I’ve recently been praising Ferdinand Mount and his writings on books, but on Ransome we disagree: he says the books are ‘to be avoided with horror and loathing by any young person with the slightest vestige of humour or subversion’ and he longs for the children therein to be ‘deported to the island in Lord of the Flies.’ He criticizes their middle-classness, their sanitized world – which, tbh, you think he probably shared. Given his background, he hasn’t really got the workingclass credentials to mock child siblings who sail together and play together.

I, on the other hand, am a child of the city, and sailing would have seemed as unlikely as flying in my childhood, but I loved every word of this whole series, and borrowed them repeatedly from the library. (In Mount’s world, he makes clear, they would have been hard-backed books bought as presents for the children.) I asked friends if they had read the books, and those who liked them, loved them – the others couldn’t get on with them at all. No lukewarm feelings here.

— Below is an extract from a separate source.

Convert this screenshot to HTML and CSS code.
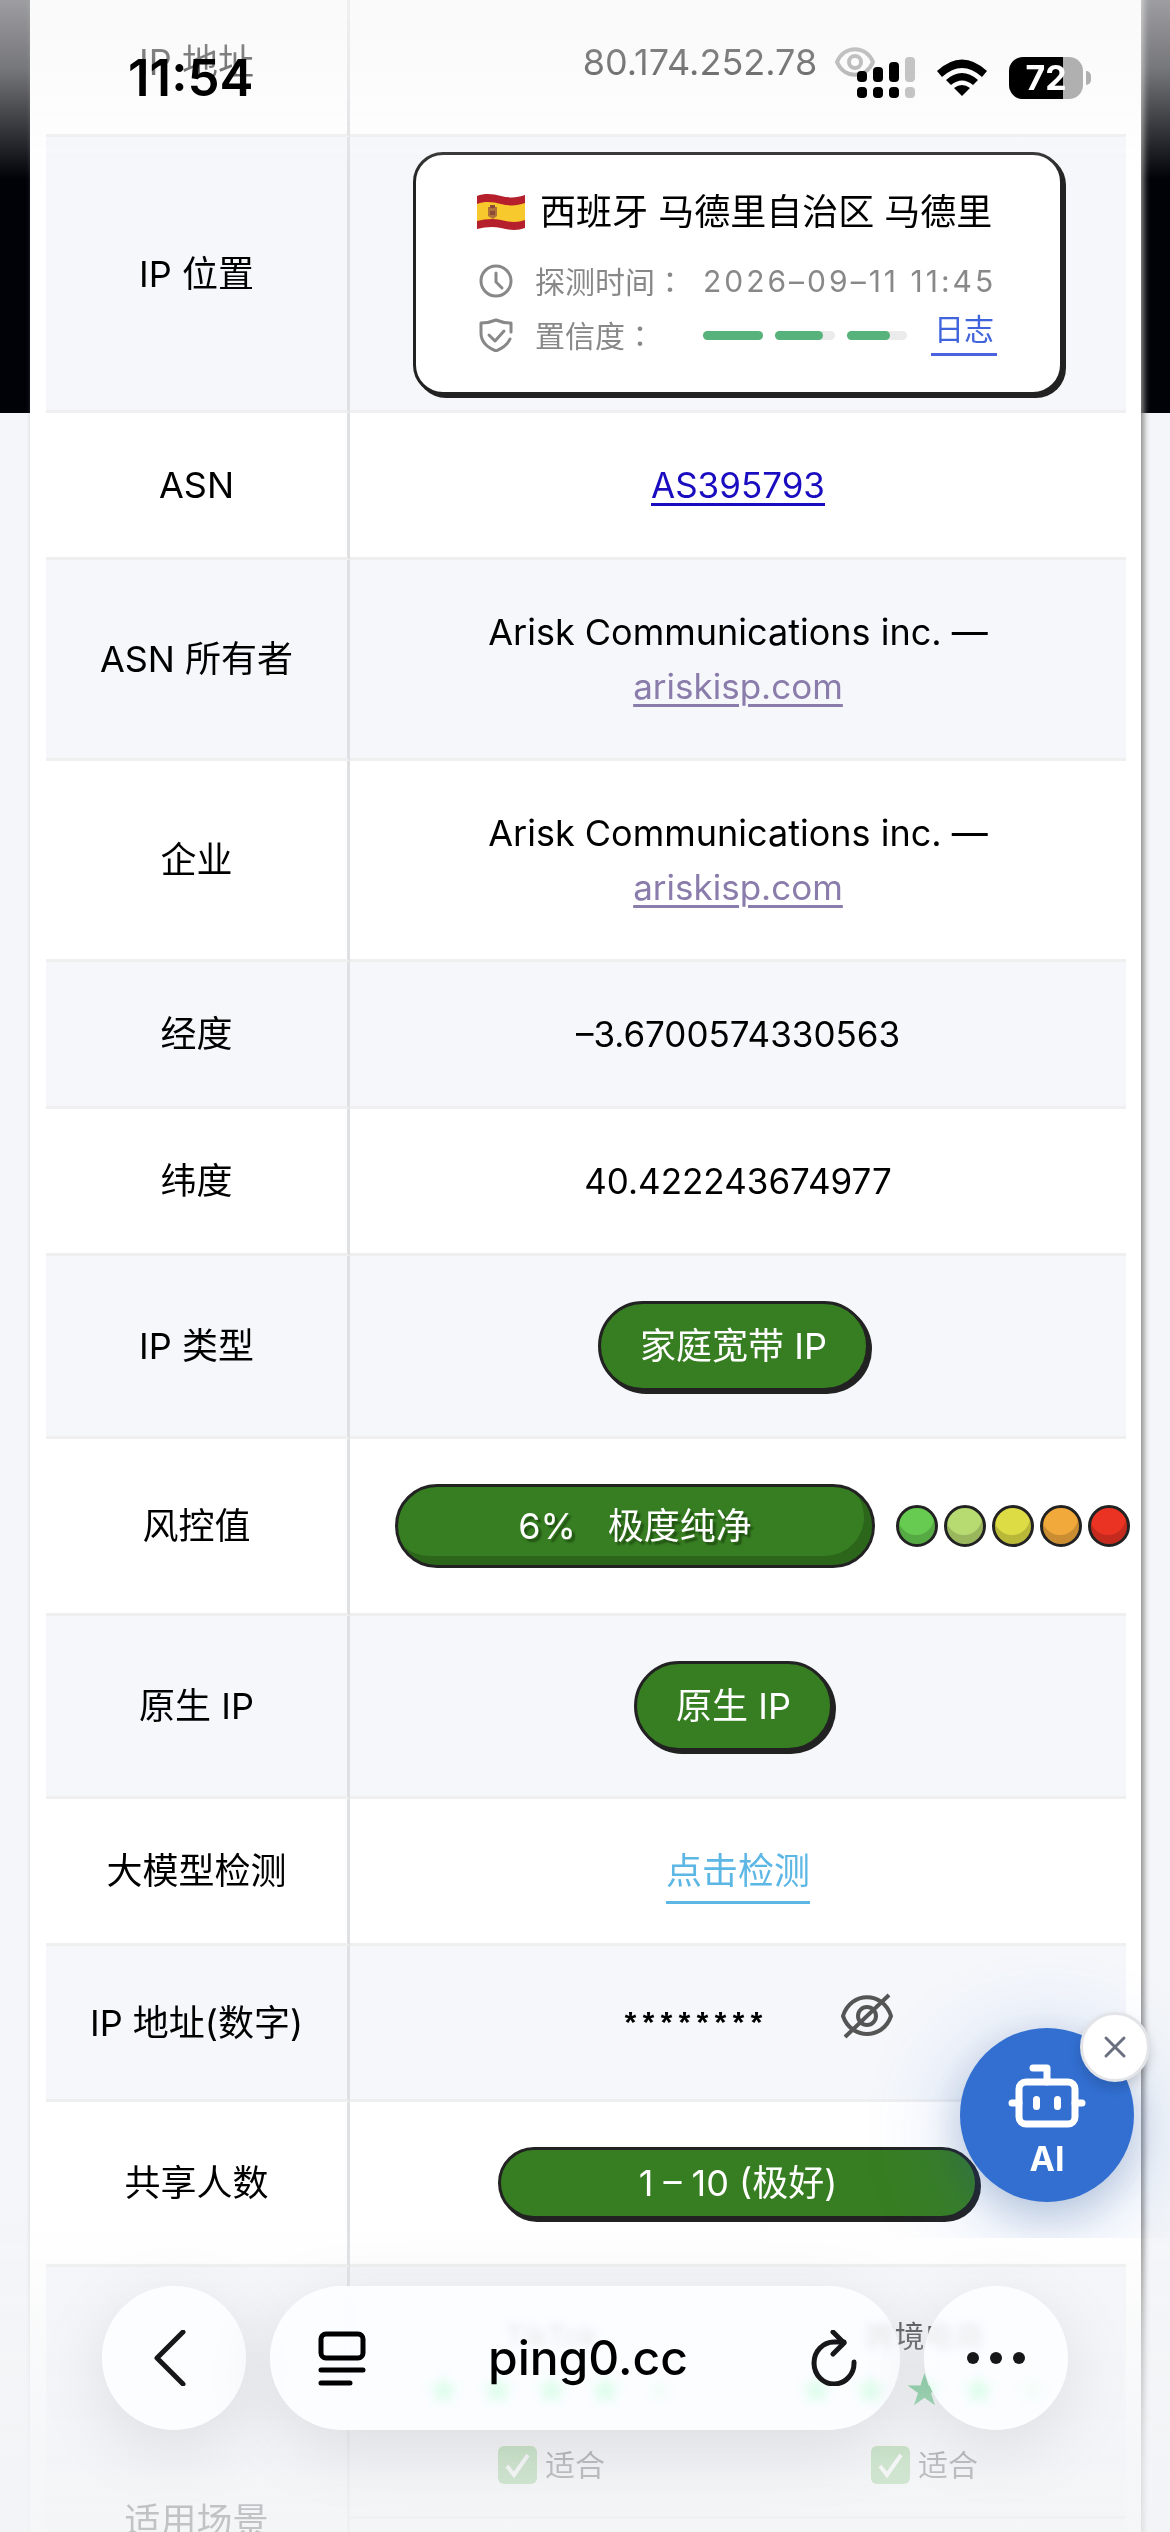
FILE: index.html
```html
<!DOCTYPE html>
<html lang="zh-CN">
<head>
    <meta charset="UTF-8">
    <meta name="viewport" content="width=device-width, initial-scale=1.0">
    <title>ping0.cc</title>
    <link rel="stylesheet" href="styles.css">
</head>
<body>
    <main class="page">
        <div class="card">
            <table class="info">
                <colgroup>
                    <col class="col-label">
                    <col>
                </colgroup>
                <tbody>
                <tr>
                    <th scope="row">IP 地址</th>
                    <td>
                        <div class="ip-line">
                            <span>80.174.252.78</span>
                            <button class="eye-btn" type="button" aria-label="显示">
                                <svg width="40" height="32" viewBox="0 0 40 32" fill="none" stroke="#888" stroke-width="4">
                                    <path d="M2 16C9 -1 31 -1 38 16C31 33 9 33 2 16Z"/>
                                    <circle cx="20" cy="16" r="6"/>
                                </svg>
                            </button>
                        </div>
                    </td>
                </tr>
                <tr>
                    <th scope="row">IP 位置</th>
                    <td class="tight">
                        <div class="location">
                            <div class="place">
                                <svg class="flag" width="50" height="36" viewBox="0 0 50 36">
                                    <path fill="#b5202c" d="M1 2C9 -1 17 0 25 2S41 4 49 1V34C41 37 33 36 25 34S9 33 1 35Z"/>
                                    <path fill="#f8c92c" d="M1 10C9 7 17 8 25 10S41 12 49 9V26C41 29 33 28 25 26S9 25 1 27Z"/>
                                    <path fill="#b0703a" d="M12 13h9v9l-4 3l-5 -3Z"/>
                                    <path fill="#8b4a3a" d="M14 11h5v3h-5zM14 17h5v4h-5z"/>
                                </svg>
                                <span>西班牙 马德里自治区 马德里</span>
                            </div>
                            <div class="meta">
                                <svg width="34" height="34" viewBox="0 0 34 34" fill="none" stroke="#888" stroke-width="3" stroke-linecap="round">
                                    <circle cx="17" cy="17" r="15"/>
                                    <path d="M17 9v9l6 6"/>
                                </svg>
                                <span class="meta-label">探测时间<span class="colon" lang="zh-TW">：</span></span>
                                <span class="meta-value">2026–09–11 11:45</span>
                            </div>
                            <div class="meta">
                                <svg width="34" height="34" viewBox="0 0 34 34" fill="none" stroke="#888" stroke-width="3" stroke-linecap="round" stroke-linejoin="round">
                                    <path d="M32 14V5Q24 5 17 2Q10 5 2 5V15Q2 27 17 33Q28 28 31 21"/>
                                    <path d="M10 17l6 6l9 -10"/>
                                </svg>
                                <span class="meta-label">置信度<span class="colon" lang="zh-TW">：</span></span>
                                <span class="bars">
                                    <span class="bar"><i style="width: 100%"></i></span>
                                    <span class="bar"><i style="width: 80%"></i></span>
                                    <span class="bar"><i style="width: 72%"></i></span>
                                </span>
                                <a class="log" href="#">日志</a>
                            </div>
                        </div>
                    </td>
                </tr>
                <tr>
                    <th scope="row">ASN</th>
                    <td><a class="asn" href="#">AS395793</a></td>
                </tr>
                <tr>
                    <th scope="row">ASN 所有者</th>
                    <td>Arisk Communications inc. —<br><a class="visited" href="#">ariskisp.com</a></td>
                </tr>
                <tr>
                    <th scope="row">企业</th>
                    <td>Arisk Communications inc. —<br><a class="visited" href="#">ariskisp.com</a></td>
                </tr>
                <tr>
                    <th scope="row">经度</th>
                    <td class="num">–3.6700574330563</td>
                </tr>
                <tr>
                    <th scope="row">纬度</th>
                    <td class="num">40.422243674977</td>
                </tr>
                <tr>
                    <th scope="row">IP 类型</th>
                    <td><div class="pill-wrap"><span class="pill">家庭宽带 IP</span></div></td>
                </tr>
                <tr>
                    <th scope="row">风控值</th>
                    <td>
                        <div class="risk">
                            <span class="risk-bar"><span>6%</span><span>极度纯净</span></span>
                            <span class="lights">
                                <i class="light green"></i>
                                <i class="light lime"></i>
                                <i class="light yellow"></i>
                                <i class="light orange"></i>
                                <i class="light red"></i>
                            </span>
                        </div>
                    </td>
                </tr>
                <tr>
                    <th scope="row">原生 IP</th>
                    <td><div class="pill-wrap"><span class="pill">原生 IP</span></div></td>
                </tr>
                <tr>
                    <th scope="row">大模型检测</th>
                    <td><a class="check" href="#">点击检测</a></td>
                </tr>
                <tr>
                    <th scope="row">IP 地址(数字)</th>
                    <td>
                        <div class="masked">
                            <span class="stars-text">********</span>
                            <button class="eye-btn" type="button" aria-label="隐藏">
                                <svg width="52" height="48" viewBox="0 0 52 48" fill="none" stroke="#555" stroke-width="4">
                                    <path d="M2 24C10 -1 42 -1 50 24C42 48 10 48 2 24Z"/>
                                    <circle cx="26" cy="24" r="9"/>
                                    <path d="M4 45L48 3"/>
                                </svg>
                            </button>
                        </div>
                    </td>
                </tr>
                <tr>
                    <th scope="row">共享人数</th>
                    <td><div class="pill-wrap"><span class="pill-wide">1 – 10 (极好)</span></div></td>
                </tr>
                <tr>
                    <th class="scene-label" scope="row">适用场景</th>
                    <td class="scene-cell">
                        <div class="scenes">
                            <div class="scene">
                                <span>TikTok</span>
                                <span class="rating">
                                    <i>★</i><i>★</i><i>★</i><i>★</i><i class="off">★</i>
                                </span>
                                <span class="fit">
                                    <svg width="39" height="38" viewBox="0 0 39 38"><rect width="39" height="38" rx="6" fill="#55b24a"/><path d="M9 20l7 9L30 9" fill="none" stroke="#fff" stroke-width="4"/></svg>
                                    适合
                                </span>
                            </div>
                            <div class="scene">
                                <span>跨境电商</span>
                                <span class="rating">
                                    <i>★</i><i>★</i><i>★</i><i>★</i><i class="off">★</i>
                                </span>
                                <span class="fit">
                                    <svg width="39" height="38" viewBox="0 0 39 38"><rect width="39" height="38" rx="6" fill="#55b24a"/><path d="M9 20l7 9L30 9" fill="none" stroke="#fff" stroke-width="4"/></svg>
                                    适合
                                </span>
                            </div>
                        </div>
                    </td>
                </tr>
                </tbody>
            </table>
        </div>
    </main>

    <!-- floating assistant -->
    <div class="assistant">
        <button class="ai-btn" type="button">
            <svg width="84" height="84" viewBox="0 0 24 24" fill="none" stroke="#fff" stroke-width="2" stroke-linecap="round" stroke-linejoin="round">
                <path d="M12 8V4H8"/>
                <rect x="4" y="8" width="16" height="12" rx="2"/>
                <path d="M2 14h2M20 14h2M15 13v2M9 13v2"/>
            </svg>
            <span>AI</span>
        </button>
        <button class="ai-close" type="button" aria-label="关闭">
            <svg width="24" height="24" viewBox="0 0 24 24" fill="none" stroke="#6b7080" stroke-width="3" stroke-linecap="round">
                <path d="M3 3L21 21M21 3L3 21"/>
            </svg>
        </button>
    </div>

    <!-- phone status bar -->
    <header class="status">
        <span class="time">11:54</span>
        <div class="status-icons">
            <svg width="58" height="42" viewBox="0 0 58 42">
                <rect x="0" y="14" width="10" height="11" rx="4"/>
                <rect x="16" y="10" width="10" height="15" rx="4"/>
                <rect x="32" y="5" width="10" height="20" rx="4"/>
                <rect x="48" y="0" width="10" height="25" rx="4" fill="#c4c4c4"/>
                <rect x="0" y="30" width="10" height="11" rx="4"/>
                <rect x="16" y="30" width="10" height="11" rx="4"/>
                <rect x="32" y="30" width="10" height="11" rx="4"/>
                <rect x="48" y="30" width="10" height="11" rx="4" fill="#c4c4c4"/>
            </svg>
            <svg width="52" height="42" viewBox="0 -2 52 42">
                <path d="M1 12Q26 -11 51 12L46 18Q26 0 6 18Z"/>
                <path d="M10 21Q26 7 42 21L37 26Q26 17 15 26Z"/>
                <path d="M18 29Q26 23 34 29L26 37Z"/>
            </svg>
            <span class="battery"><b>72</b></span>
        </div>
    </header>

    <!-- browser toolbar -->
    <nav class="toolbar">
        <button class="glass round back" type="button" aria-label="返回">
            <svg width="34" height="56" viewBox="0 0 34 56" fill="none" stroke="#17171a" stroke-width="5" stroke-linecap="round" stroke-linejoin="round">
                <path d="M30 2L4 28L30 54"/>
            </svg>
        </button>
        <div class="glass address">
            <button class="plain" type="button" aria-label="阅读器">
                <svg width="48" height="56" viewBox="0 0 48 56" fill="none" stroke="#000" stroke-width="5" stroke-linecap="round">
                    <rect x="3" y="4" width="42" height="24" rx="5"/>
                    <path d="M3 40h42M3 53h29"/>
                </svg>
            </button>
            <span class="url">ping0.cc</span>
            <button class="plain" type="button" aria-label="刷新">
                <svg width="48" height="56" viewBox="0 0 48 56" fill="none" stroke="#17171a" stroke-width="5" stroke-linecap="round" stroke-linejoin="round">
                    <path d="M44 32A20 21 0 1 1 24 12H34"/>
                    <path d="M23 2L34 13L23 24"/>
                </svg>
            </button>
        </div>
        <button class="glass round" type="button" aria-label="更多">
            <svg width="60" height="12" viewBox="0 0 60 12" fill="#17171a">
                <circle cx="7" cy="6" r="6"/>
                <circle cx="30" cy="6" r="6"/>
                <circle cx="53" cy="6" r="6"/>
            </svg>
        </button>
    </nav>
</body>
</html>
```
FILE: styles.css
```css
* {
    box-sizing: border-box;
}

html, body {
    margin: 0;
    height: 100%;
    overflow: hidden;
}

body {
    font-family: Inter, "Noto Sans CJK SC", sans-serif;
    font-size: 36px;
    line-height: 54px;
    color: #000;
    background: #f4f6f9;
}

button {
    padding: 0;
    border: 0;
    background: none;
    font: inherit;
    color: inherit;
}

svg {
    display: block;
    flex: none;
}

/* Dark banner behind the top of the card */
.page {
    height: 100%;
    overflow: hidden;
    padding: 0 29px 0 30px;
    background: linear-gradient(#000208, #000208) no-repeat 0 0 / 100% 413px;
}

.card {
    margin-top: -10px;
    padding: 0 15px 0 16px;
    background: #fff;
    box-shadow: 3px 0 6px #8a8a8a;
}

/* Info table */
.info {
    width: 100%;
    table-layout: fixed;
    border-collapse: separate;
    border-spacing: 0;
}

.col-label {
    width: 304px;
}

.info th,
.info td {
    padding: 45px 0;
    border-bottom: 3px solid #efeff0;
    font-weight: 400;
    text-align: center;
}

.info th {
    border-right: 3px solid #dfe0e2;
}

.info td {
    padding-left: 45px;
    padding-right: 45px;
}

.info tr:nth-child(even) {
    background: #f5f7fb;
}

.info td.tight {
    padding-top: 15px;
    padding-bottom: 15px;
}

.num {
    font-size: 35px;
}

.ip-line,
.masked {
    display: flex;
    justify-content: center;
    align-items: center;
}

.ip-line {
    gap: 18px;
    padding-right: 18px;
}

.masked {
    height: 63px;
    gap: 75px;
    padding-left: 38px;
}

.masked .eye-btn {
    padding-bottom: 14px;
}

.stars-text {
    padding-top: 6px;
    font: bold 30px/36px "Liberation Mono", monospace;
}

/* Location box */
.location {
    width: 650px;
    height: 243px;
    margin: 0 auto;
    padding: 27px 60px 0;
    border: 3px solid #222;
    border-radius: 30px;
    background: #fff;
    box-shadow: 3px 3px 0 #222;
    text-align: left;
}

.place {
    display: flex;
    align-items: center;
    gap: 14px;
    height: 60px;
    margin-bottom: 12px;
    white-space: nowrap;
}

.meta {
    display: flex;
    align-items: center;
    height: 54px;
    padding-left: 3px;
    font-size: 30px;
    color: #888;
    white-space: nowrap;
}

.meta-label {
    width: 168px;
    margin-left: 22px;
}

.colon {
    font-family: "Noto Sans CJK TC", sans-serif;
}

.meta-value {
    letter-spacing: 3px;
}

.bars {
    display: flex;
    gap: 12px;
    margin-right: 24px;
}

.bar {
    width: 60px;
    height: 9px;
    border-radius: 5px;
    background: #ebebeb;
}

.bar i {
    display: block;
    height: 100%;
    border-radius: 5px;
    background: #57b37b;
}

.log {
    margin-bottom: 6px;
    padding: 0 3px 3px;
    border-bottom: 3px solid #4a63dc;
    line-height: 42px;
    color: #3f64dc;
    text-decoration: none;
}

/* Links */
.asn {
    color: #1a0dc0;
}

.visited {
    color: #8a7cab;
}

.asn,
.visited {
    font-size: 35px;
    text-decoration-thickness: 3px;
    text-underline-offset: 5px;
}

.check {
    padding-bottom: 8px;
    border-bottom: 3px solid #5cb7e5;
    color: #5cb7e5;
    text-decoration: none;
}

/* Pills */
.pill-wrap {
    display: flex;
    justify-content: center;
}

.pill,
.pill-wide,
.risk-bar {
    border: 3px solid #222;
    background: #377e22;
    color: #fff;
    white-space: nowrap;
}

.pill {
    height: 90px;
    margin-right: 9px;
    padding: 15px 39px;
    border-radius: 45px;
    box-shadow: 3px 3px 0 #222;
}

.pill-wide {
    width: 480px;
    height: 72px;
    padding: 6px 0;
    border-radius: 36px;
    box-shadow: 3px 3px 0 #222;
}

.risk {
    display: flex;
    align-items: center;
    gap: 21px;
}

.risk-bar {
    flex: none;
    display: flex;
    justify-content: center;
    align-items: center;
    gap: 32px;
    width: 480px;
    height: 84px;
    border-radius: 42px;
    box-shadow: inset -8px -9px 0 #2b661a;
    text-shadow: 3px 3px 2px #205012;
}

.lights {
    display: flex;
    gap: 6px;
}

.light {
    flex: none;
    width: 42px;
    height: 42px;
    border: 3px solid #222;
    border-radius: 50%;
    box-shadow: inset -1px -9px 0 rgba(0, 0, 0, 0.16);
}

.green { background: #66cb50; }
.lime { background: #b8db71; }
.yellow { background: #dedc45; }
.orange { background: #f2a93b; }
.red { background: #ea3323; }

/* Usage scenes */
.info th.scene-label {
    height: 510px;
}

.info td.scene-cell {
    padding: 0;
    vertical-align: top;
}

.scenes {
    display: grid;
    grid-template-columns: 1fr 1fr;
    height: 252px;
    padding: 42px 15px 0;
    border-bottom: 3px solid #e4e5e7;
    font-size: 30px;
}

.scene {
    display: flex;
    flex-direction: column;
    align-items: center;
}

.rating {
    display: flex;
    height: 54px;
}

.rating i {
    width: 54px;
    font: 44px/54px "DejaVu Sans", sans-serif;
    color: #1fae56;
}

.rating .off {
    color: #bfe3cb;
}

.fit {
    display: flex;
    align-items: center;
    gap: 8px;
    margin-top: 21px;
}

/* Assistant, its glow stops at the edge of the frame */
.assistant {
    position: fixed;
    right: 0;
    bottom: 294px;
    width: 360px;
    height: 360px;
    overflow: hidden;
    pointer-events: none;
}

.ai-btn {
    position: absolute;
    right: 36px;
    bottom: 36px;
    display: flex;
    flex-direction: column;
    align-items: center;
    width: 174px;
    height: 174px;
    padding-top: 26px;
    border-radius: 50%;
    background: #326fd1;
    box-shadow: 0 18px 96px rgba(50, 111, 209, 0.3), 0 12px 36px rgba(30, 50, 90, 0.2);
    color: #fff;
    font-weight: 700;
    font-size: 34px;
    line-height: 42px;
}

.ai-close {
    position: absolute;
    right: 20px;
    bottom: 156px;
    display: flex;
    align-items: center;
    justify-content: center;
    width: 70px;
    height: 70px;
    border: 3px solid #e2e4e8;
    border-radius: 50%;
    background: #fff;
    box-shadow: 0 6px 12px rgba(0, 0, 0, 0.15);
}

/* Status bar */
.status {
    position: fixed;
    inset: 0 0 auto;
    display: flex;
    justify-content: space-between;
    height: 180px;
    padding: 57px 87px 0 128px;
    background: linear-gradient(rgba(247, 247, 248, 0.64), rgba(247, 247, 248, 0.48) 38%, rgba(247, 247, 248, 0));
}

.time {
    font-size: 51px;
    line-height: 42px;
    font-weight: 600;
}

.status-icons {
    display: flex;
    align-items: flex-start;
    gap: 21px;
}

.battery {
    position: relative;
    width: 74px;
    height: 42px;
    border-radius: 14px;
    background: linear-gradient(90deg, #000 54px, #b0b0b0 54px);
    color: #fff;
    text-align: center;
    font-size: 34px;
    line-height: 42px;
}

.battery::after {
    content: "";
    position: absolute;
    left: 77px;
    top: 14px;
    width: 5px;
    height: 14px;
    border-radius: 0 5px 5px 0;
    background: #b0b0b0;
}

/* Browser toolbar */
.toolbar {
    position: fixed;
    inset: auto 0 0;
    display: flex;
    gap: 24px;
    height: 312px;
    padding: 66px 102px 0;
    background: linear-gradient(rgba(243, 244, 246, 0), rgba(243, 244, 246, 0.45) 36%, rgba(243, 244, 246, 0.78) 78%, rgba(243, 244, 246, 0.8));
}

.glass {
    display: flex;
    align-items: center;
    justify-content: center;
    height: 144px;
    border-radius: 72px;
    background: rgba(253, 254, 255, 0.84);
    backdrop-filter: blur(4px) saturate(3);
    box-shadow: 0 18px 72px rgba(0, 0, 0, 0.1);
}

.round {
    flex: none;
    width: 144px;
}

.back {
    padding-right: 8px;
}

.address {
    flex: 1;
    justify-content: space-between;
    padding: 0 42px 0 48px;
}

.url {
    font-size: 48px;
    font-weight: 500;
}
```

There’s been a TV series and two films of Swallows and Amazons – a new one out this year. The previous one, filmed in 1973, lives on in many hearts and you can find a lot of discussion of it on the internet. Mate Susan was played by the intensely beautiful Suzanna Hamilton, who went on to appear as an adult in films such as 1984 and Out of Africa - and I have met her. Sophie Neville, who played Titty, has been interviewed, and has written, about the experience of making the film several times.

The new film has had an extra plotline (about spies) bolted on, and has taken some features from the 1974 film rather than book, but is highly enjoyable. If you can’t thrill to the sight of small dinghies skimming across the water in the Lake District (even if you would hate to be on one) then you are dead inside, and that is that.

The books are still tremendous fun to read, though looking at this as a mother I was faintly horrified by the lack of care and safety. A running joke is that young Roger can’t actually swim, he just pretends to be able to, in order to go on the camping trip. There isn’t a lifejacket in sight as far as I can tell. The author certainly sides with the children, who finds the parents (‘natives’) very dull and liable to worry, and there is a telling and convincing moment when the children nearly blow it by turning up late to collect their milk, of all things.

Some people are quite sniffy about Mate Susan and her interest in cooking and keeping the camp ship-shape - but those are essential skills for outdoor adventurers. And think of Nancy Blackett, the terror of the seas. She was one of my favourite heroines when I was about 10: I’m a lot older now, but I still think she’s great, and that she was an excellent role model. Nothing girly about the adventurous Nancy.

Top picture is a still from the most recent film. The pirate hat is available on etsy

Person in a rowing boat (John? Nancy?) is from the Library of Congress’s collection of views of Britain – it shows Broomhill Point on Derwentwater.

























Comments

  1. Moira, as a fan of Enid Blyton, the Hardy Boys and Just William in my early and mid-teens, I don't know how I missed this series. I haven't come across sailing in fiction but I do like a good children's adventure even now.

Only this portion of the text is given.